Put together different overnight oatmeal jars.
To get some healthy breakfasts prepared, add overnight oats to multiple jars, one for each day of the week. In addition to the oats, you can add different toppings for each day. Some toppings to consider include cinnamon, sugar, slivered almonds or other nuts, dried fruit, berries or fresh fruit, raisins, and granola.
Roast your vegetables beforehand.
To get vegetables ready for lunches and dinners throughout the week, spend one day roasting all the vegetables at one time. Choose vegetables with about the same cooking time, roast them together, then place in containers and freeze them.
Use a vegetable spiralizer instead of pasta.
To make healthy, low-carb meals and meal prep at the same time, consider using a vegetable spiralizer. This takes vegetables like zucchini and squash and creates pasta out of them. Spiralize your veggies on a Sunday, then save them for the week’s ‘pasta’ meals.
Bake all of your meat, then freeze portions for each meal.
Decide what meat you want to use for multiple meals, then bake or cook it all at the same time. Do this in the oven or your slow cooker. Meat like chicken breasts, fish filets, and strips of steak work great for this.

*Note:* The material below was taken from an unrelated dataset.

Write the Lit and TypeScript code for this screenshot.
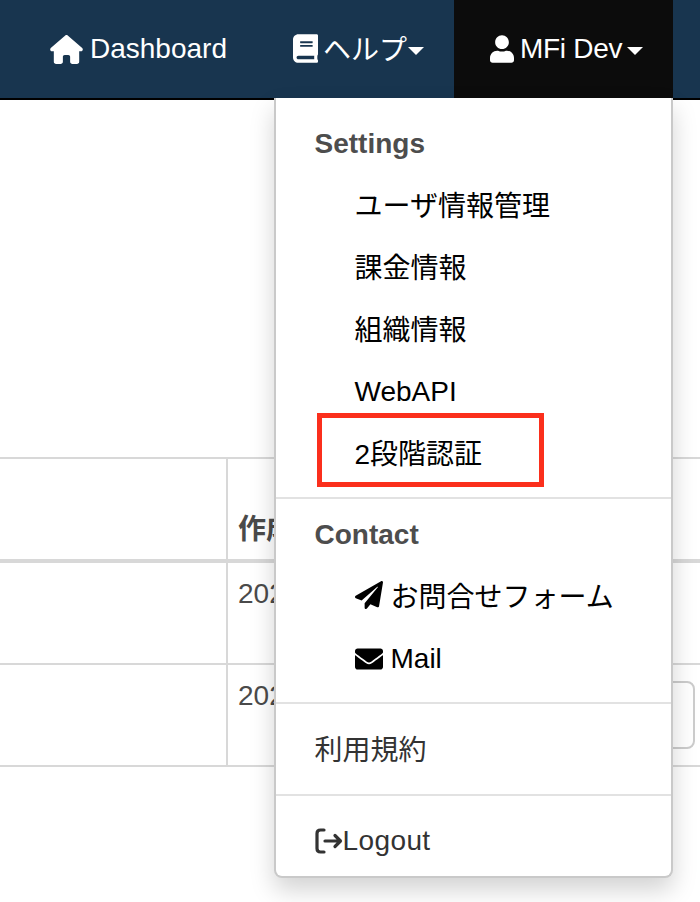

Keep salad veggies and toppings in one container.
For your salads, you can make it faster to put them together by having all of the greens and vegetables together in containers. Keep all your greens in one big container, and all the chopped veggies, cheese, and other toppings in another container.
With this beginner’s guide to meal planning and prep, you’ll be on your way to healthier meals and lower stress. Plus, you’ll get back some of that time that used to go into the dinner dash, that you’ll be able to put toward chilling in the evening with your loved ones.